VANCOUVER – Illegal immigrants take advantage of Canadian taxpayers — not the other way around, Public Safety Minister Vic Toews told critics in Parliament as he defended the use of reality TV cameras on immigrant raids.
The federal government is facing criticism on several fronts for its approval of the TV show focusing on border security after camera crews filmed the arrest of several men in Vancouver last week by officers with Canada Border Services Agency.
But Toews isn’t backing away from the plan.
“It is important to remember that illegal immigrants cost law-abiding Canadian taxpayers tens of millions of dollars per year and it costs our constituents thousands of jobs,” said Toews.
“We expect the CBSA to enforce Canada’s immigration laws by removing individuals who take advantage of Canada’s generous immigration system by jumping the queue.”
Federal access to information documents show that Toews approved a demo reel by Force Four Entertainment and also allowed Canada Border Services Agency to enter into talks for a full series of programs for broadcast in Canada.
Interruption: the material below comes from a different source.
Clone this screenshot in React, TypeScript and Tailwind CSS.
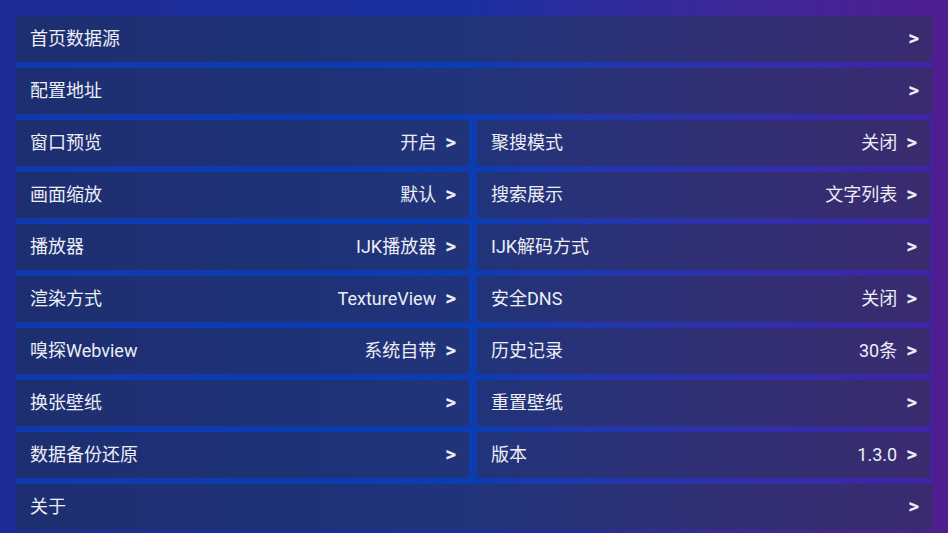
import React from "react";

type Item = { label: string; value?: string };

const font = { fontFamily: 'Roboto, "Noto Sans CJK SC", "Noto Sans", sans-serif' };

function Card({ item, className = "" }: { item: Item; className?: string }) {
  return (
    <div
      className={`h-[46px] flex items-center justify-between pl-[14px] pr-[13px] bg-fixed bg-linear-to-r from-[#1d2e70] via-[#21347a] to-[#3b2a6e] text-[18px] text-[#eceef6] ${className}`}
    >
      <span className="leading-none">{item.label}</span>
      <span className="flex items-center gap-[9px] leading-none">
        {item.value ? <span>{item.value}</span> : null}
        <span className="font-bold text-[21px] leading-none -mt-[2px]">&gt;</span>
      </span>
    </div>
  );
}

function Pair({ a, b }: { a: Item; b: Item }) {
  return (
    <div className="grid grid-cols-2 gap-[8px] pr-[2px]">
      <Card item={a} />
      <Card item={b} />
    </div>
  );
}

export default function App() {
  return (
    <div
      className="w-[948px] h-[533px] overflow-hidden bg-linear-to-r from-[#1e2b94] via-[#1a2fa0] to-[#4e1d90] px-4 pt-4"
      style={font}
    >
      <div className="flex flex-col gap-[6px] bg-linear-to-r from-[#0e3aac] via-[#0b3cb0] to-[#3d25a4]">
        <Card item={{ label: "首页数据源" }} />
        <Card item={{ label: "配置地址" }} />
        <Pair a={{ label: "窗口预览", value: "开启" }} b={{ label: "聚搜模式", value: "关闭" }} />
        <Pair a={{ label: "画面缩放", value: "默认" }} b={{ label: "搜索展示", value: "文字列表" }} />
        <Pair a={{ label: "播放器", value: "IJK播放器" }} b={{ label: "IJK解码方式" }} />
        <Pair a={{ label: "渲染方式", value: "TextureView" }} b={{ label: "安全DNS", value: "关闭" }} />
        <Pair a={{ label: "嗅探Webview", value: "系统自带" }} b={{ label: "历史记录", value: "30条" }} />
        <Pair a={{ label: "换张壁纸" }} b={{ label: "重置壁纸" }} />
        <Pair a={{ label: "数据备份还原" }} b={{ label: "版本", value: "1.3.0" }} />
        <Card item={{ label: "关于" }} />
      </div>
    </div>
  );
}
The documents were requested by Helesia Luke, a communications worker who wanted to know more she heard about the raids.
Luke, who’s familiar with production company contracts after working in the entertainment industry, said the 11-page contract seemed short.
Luke said she’s asked for more information because she believes other documents might clarify the kind of message the CBSA is trying convey with the program.
“Do they really want to send a message that people arriving at the border are going to be ambushed by a camera crew because they didn’t know they weren’t supposed to bring apples across the border?”
During question period Monday, NDP public safety critic Randall Garrison said Canadians across the country are shocked about the government’s approval of the idea, adding the raids aren’t some episode of “Cops.”
“These are real people and real officers doing a dangerous job,” said Garrison, who called the show a “dangerous and reckless PR stunt.”
“Filming is exploitative and can put individuals in danger.”
Descriptions for 13 episodes of Border Security: Canada’s Front Line on the National Geographic channel include “Officers wonder why a Korean tourist would bring his CV and school diplomas on a vacation,” and “An injured American may be too ill to enter Canada.”
Some episodes in the series have already aired and the National Geographic website promotes the program by saying: Border Security, the show that will make you think twice the next time you considering hiding anything in your luggage.
Joshua Labove, a PhD candidate at Simon Fraser University who specializes in border issues, said the reality show is incredibly exploitative.
“You’re saying to someone ‘Hello, I am here to legally remove you from the country but would you mind signing this release so I can show your face on Canadian television?'”
Labove said the program is particularly problematic because it creates complicated and blurry lines between entertainment, information and typical government works.
“All of this just serves to remind people that CBSA has a very large mandate and a very large mission away from the border,” he said, adding that the fact that the show is modeled after an Australian program — Border Security: Australia’s Front Line — is worrisome.
“Australia is a country that has had a long history of deportation and immigration raids and inland enforcement. I’m not necessarily sure that’s the kind of society Canadians want.”
No one with CBSA returned a request for an interview Monday.
A lawyer for one of the men arrested in the televised raid last week in Vancouver told his hearing late Friday that the presence of a TV camera was another intimidating factor in the arrest.
Laura Best said her client’s arrest was illegal because Tulio Renan Aviles Hernandez was detained improperly and questioned without his lawyer present.
Immigration board member Michael McPhalen decided that the man’s charter rights were violated because he was questioned before he could consult with a lawyer.
McPhalen called the addition of the reality-show cameras “unusual.”